Task to carry out:
Will you write out the data exactly, excluding every picture?

Provided material:
* Start *

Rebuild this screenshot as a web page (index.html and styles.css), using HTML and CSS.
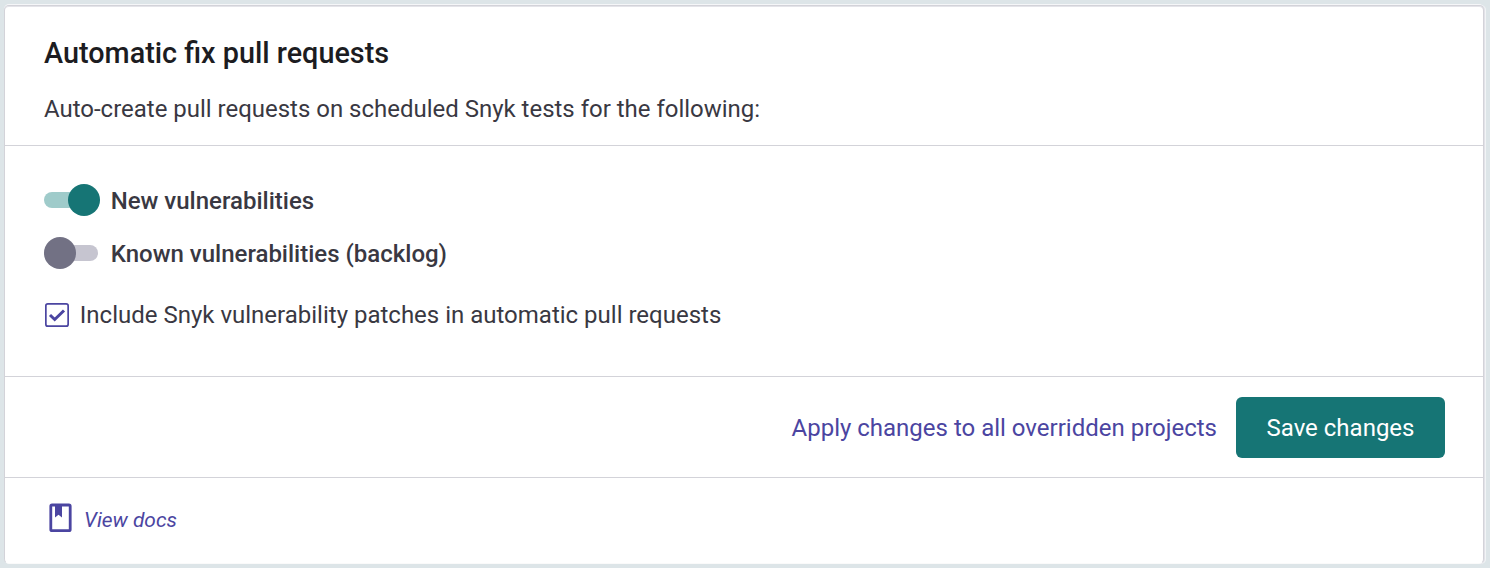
FILE: index.html
```html
<!DOCTYPE html>
<html lang="en">
<head>
<meta charset="utf-8">
<title>Automatic fix pull requests</title>
<link rel="stylesheet" href="styles.css">
</head>
<body>
<main class="card">
  <header class="card-header">
    <h1 class="title">Automatic fix pull requests</h1>
    <p class="subtitle">Auto-create pull requests on scheduled Snyk tests for the following:</p>
  </header>
  <section class="options">
    <div class="option"><span class="switch switch-on"><span class="knob"></span></span><span class="switch-label">New vulnerabilities</span></div>
    <div class="option"><span class="switch"><span class="knob"></span></span><span class="switch-label">Known vulnerabilities (backlog)</span></div>
    <div class="check-row">
      <svg class="checkbox" viewBox="0 0 24 24"><rect x=".85" y=".85" width="22.300" height="22.300" rx="2" fill="#fff" stroke="#4b45a1" stroke-width="1.700"/><path d="M5 12l4.700 4.500L19 7.500" fill="none" stroke="#4b45a1" stroke-width="3"/></svg>
      <span class="check-label">Include Snyk vulnerability patches in automatic pull requests</span>
    </div>
  </section>
  <section class="actions">
    <a class="apply">Apply changes to all overridden projects</a>
    <button class="save">Save changes</button>
  </section>
  <footer class="docs">
    <svg class="book" viewBox="0 0 24 30"><rect x="1.800" y="2" width="19.400" height="25.700" rx="1.300" fill="none" stroke="#4b45a1" stroke-width="2.800"/><path d="M6 2h7v12.500l-3.500-2.800L6 14.500z" fill="#4b45a1"/></svg>
    <a class="docs-link">View docs</a>
  </footer>
</main>
</body>
</html>
```
FILE: styles.css
```css
* { box-sizing: border-box; }
body { margin: 0; height: 568px; padding: 5px 6px 4px 4px; background: #dde5e8; font-family: Roboto, sans-serif; color: #393842; overflow: hidden; }
.card { height: 559px; background: #fff; border: 1px solid #d3d3d9; border-bottom-color: #fafafa; border-radius: 5px; box-shadow: 1px 0 #e2e2e8, 2px 0 #f2f4f6, 0 -1px #f5f6f8, inset 0 1px #e4e4e9; }
.card-header { height: 140px; padding: 30px 39px 0; border-bottom: 1px solid #d3d3d9; }
.title { margin: 0; font-size: 28.8px; line-height: 34px; font-weight: 500; color: #1c1c21; }
.subtitle { margin: 23px 0 0; font-size: 23.98px; line-height: 32px; }
.options { height: 231px; padding: 37px 39px 0; border-bottom: 1px solid #d3d3d9; }
.option { display: flex; align-items: center; height: 34px; margin-bottom: 19px; }
.switch { display: flex; align-items: center; width: 54px; height: 16px; border-radius: 8px; background: #c6c5d0; }
.switch-on { justify-content: flex-end; background: #9fcbca; }
.knob { flex: none; width: 32px; height: 32px; border-radius: 50%; background: #727184; }
.switch-on .knob { margin-right: -2px; background: #167575; }
.switch-label { margin-left: 12.7px; padding-top: 2px; font-size: 24px; font-weight: 500; }
.check-row { display: flex; align-items: center; height: 34px; margin-top: 28px; }
.checkbox { width: 24px; height: 24px; margin-left: 1px; }
.check-label { margin-left: 10.8px; font-size: 24px; }
.actions { display: flex; align-items: center; justify-content: flex-end; height: 101px; padding-right: 38px; border-bottom: 1px solid #d3d3d9; }
.apply { padding-top: 2px; font-size: 24px; color: #4b45a1; }
.save { width: 209px; height: 61px; margin-left: 19px; padding: 2px 0 0; border: 0; border-radius: 6px; background: #167575; color: #fff; font: 24px Roboto, sans-serif; }
.docs { display: flex; align-items: center; height: 84px; padding-left: 44px; }
.book { width: 24px; height: 30px; margin-bottom: 4px; }
.docs-link { margin-left: 11px; font-size: 20.9px; font-style: italic; color: #4b45a1; }
```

* End *

Solution to this exercise:
Rebuild this screenshot as a web page (index.html and styles.css), using HTML and CSS.
FILE: index.html
```html
<!DOCTYPE html>
<html lang="en">
<head>
<meta charset="utf-8">
<title>Automatic fix pull requests</title>
<link rel="stylesheet" href="styles.css">
</head>
<body>
<main class="card">
  <header class="card-header">
    <h1 class="title">Automatic fix pull requests</h1>
    <p class="subtitle">Auto-create pull requests on scheduled Snyk tests for the following:</p>
  </header>
  <section class="options">
    <div class="option"><span class="switch switch-on"><span class="knob"></span></span><span class="switch-label">New vulnerabilities</span></div>
    <div class="option"><span class="switch"><span class="knob"></span></span><span class="switch-label">Known vulnerabilities (backlog)</span></div>
    <div class="check-row">
      <svg class="checkbox" viewBox="0 0 24 24"><rect x=".85" y=".85" width="22.300" height="22.300" rx="2" fill="#fff" stroke="#4b45a1" stroke-width="1.700"/><path d="M5 12l4.700 4.500L19 7.500" fill="none" stroke="#4b45a1" stroke-width="3"/></svg>
      <span class="check-label">Include Snyk vulnerability patches in automatic pull requests</span>
    </div>
  </section>
  <section class="actions">
    <a class="apply">Apply changes to all overridden projects</a>
    <button class="save">Save changes</button>
  </section>
  <footer class="docs">
    <svg class="book" viewBox="0 0 24 30"><rect x="1.800" y="2" width="19.400" height="25.700" rx="1.300" fill="none" stroke="#4b45a1" stroke-width="2.800"/><path d="M6 2h7v12.500l-3.500-2.800L6 14.500z" fill="#4b45a1"/></svg>
    <a class="docs-link">View docs</a>
  </footer>
</main>
</body>
</html>
```
FILE: styles.css
```css
* { box-sizing: border-box; }
body { margin: 0; height: 568px; padding: 5px 6px 4px 4px; background: #dde5e8; font-family: Roboto, sans-serif; color: #393842; overflow: hidden; }
.card { height: 559px; background: #fff; border: 1px solid #d3d3d9; border-bottom-color: #fafafa; border-radius: 5px; box-shadow: 1px 0 #e2e2e8, 2px 0 #f2f4f6, 0 -1px #f5f6f8, inset 0 1px #e4e4e9; }
.card-header { height: 140px; padding: 30px 39px 0; border-bottom: 1px solid #d3d3d9; }
.title { margin: 0; font-size: 28.8px; line-height: 34px; font-weight: 500; color: #1c1c21; }
.subtitle { margin: 23px 0 0; font-size: 23.98px; line-height: 32px; }
.options { height: 231px; padding: 37px 39px 0; border-bottom: 1px solid #d3d3d9; }
.option { display: flex; align-items: center; height: 34px; margin-bottom: 19px; }
.switch { display: flex; align-items: center; width: 54px; height: 16px; border-radius: 8px; background: #c6c5d0; }
.switch-on { justify-content: flex-end; background: #9fcbca; }
.knob { flex: none; width: 32px; height: 32px; border-radius: 50%; background: #727184; }
.switch-on .knob { margin-right: -2px; background: #167575; }
.switch-label { margin-left: 12.7px; padding-top: 2px; font-size: 24px; font-weight: 500; }
.check-row { display: flex; align-items: center; height: 34px; margin-top: 28px; }
.checkbox { width: 24px; height: 24px; margin-left: 1px; }
.check-label { margin-left: 10.8px; font-size: 24px; }
.actions { display: flex; align-items: center; justify-content: flex-end; height: 101px; padding-right: 38px; border-bottom: 1px solid #d3d3d9; }
.apply { padding-top: 2px; font-size: 24px; color: #4b45a1; }
.save { width: 209px; height: 61px; margin-left: 19px; padding: 2px 0 0; border: 0; border-radius: 6px; background: #167575; color: #fff; font: 24px Roboto, sans-serif; }
.docs { display: flex; align-items: center; height: 84px; padding-left: 44px; }
.book { width: 24px; height: 30px; margin-bottom: 4px; }
.docs-link { margin-left: 11px; font-size: 20.9px; font-style: italic; color: #4b45a1; }
```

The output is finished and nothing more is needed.